The QAU administration claims that a large portion of its land is in illegal possession of 13 villages and some “politically-backed” land grabbers, against whom CDA is not taking any action despite repeated requests by the administration.
However, in its reply to the cabinet division, CDA maintained that it had cleared the land of all encroachers and handed it over to QAU. The civic body said that it is then the university’s responsibility to protect its land from illegal occupants, although it can utilise services of CDA’s Enforcement Directorate.
QAU Vice Chancellor Dr Masoom Yasinzai said that the illegal occupants have been “there since day one”. He said it is difficult for the university administration and students to confront the villagers and powerful land grabbers, adding that CDA “does not pay any heed to our demand”. He said that the plan to expand the university campus has been expedited to prevent further encroachments on the university’s land.
The VC said that despite several requests, the Interior Ministry has been unable to compel CDA to construct a boundary wall around the university to provide security to its students, adding that around 2,400 students, including girls, are currently living in QAU hostels.
An official of the university said that the politically-backed group of land grabbers that have occupied a large chunk of QAU land are the same from whom the Supreme Court forcibly retrieved state land in Bani Gala.

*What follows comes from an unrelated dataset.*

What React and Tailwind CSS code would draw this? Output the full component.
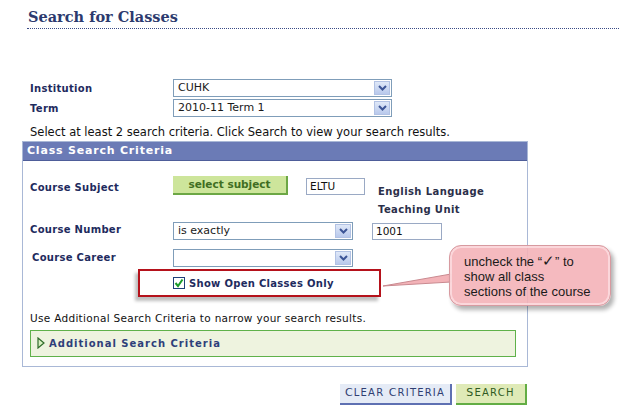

The Supreme Court recently revealed that the worth of state land in Islamabad under illegal possession is around Rs1 trillion. It also disclosed that around 20,000 acres (160,000 kanals) of state land, worth several hundred billion rupees, is not in possession of the CDA and whenever the authority tries to take back its possession, the occupants resist.
CDA Chairman Imtiaz Inayat Elahi told the apex court that in 1960s residents who owned land earmarked for the capital city were given compensation money under the terms that the government could take ownership of the land whenever required. He said that since then the value of land has increased significantly, which is why the occupants refuse to vacate.
Published in The Express Tribune, August 8th, 2011.